Hills growers have used fenthion to control Mediterranean fruit fly (Medfly) for decades, but a Federal authority last year reduced sprays allowed from three to two, as it investigated possible health effects.
Growers in Perth’s eastern council areas, which the State Government declared infested, reported losses of up to 100 per cent last season even with two sprays.
Last week, the Australian Pesticides and Veterinary Medicines Authority (APVMA) banned fenthion outright on peaches and apricots. They still permit its application to other crops, until they make a final decision after the review finishes mid-2014.
The APVMA said that it worked with industry and governments to consider all information, and understand its decision’s implications.
It had discussed alternative pest management and issued permits for other chemicals, and said industry could still submit data.
The Hills Orchard Improvement Group has questioned methodology used for the review.

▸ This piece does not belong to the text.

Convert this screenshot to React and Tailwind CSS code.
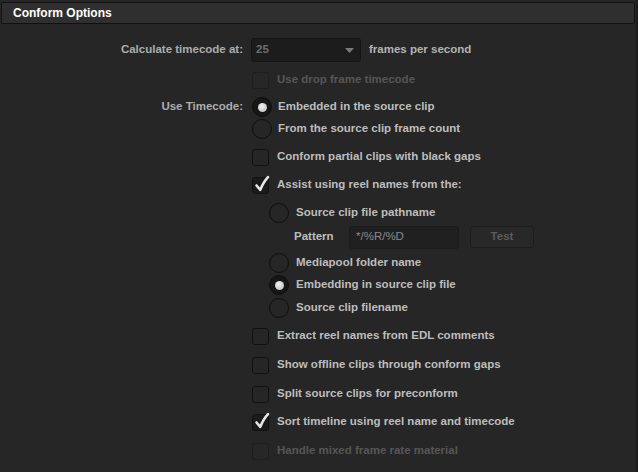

Spokesman Brett DelSimone said the announcement had come at the worst possible time, as Hills harvesting began in a few weeks, and peaches and apricots were among the most vulnerable crops.
‘The ban will make production of these fruits impossible. Losses last season were up to 50 per cent on peaches and apricots with a two-application permit. It is not hard to draw the conclusion of complete destruction without any applications.’
He said this would destroy other crops planted alongside and the only way to avoid this would be to remove all peach and apricot trees from the ground, at huge cost to industry and consumers.
He said other protections were ineffective, dangerous or unproven and growers had committed to chemical reduction, but only when the methods introduced to this end over the past two years proved reliable.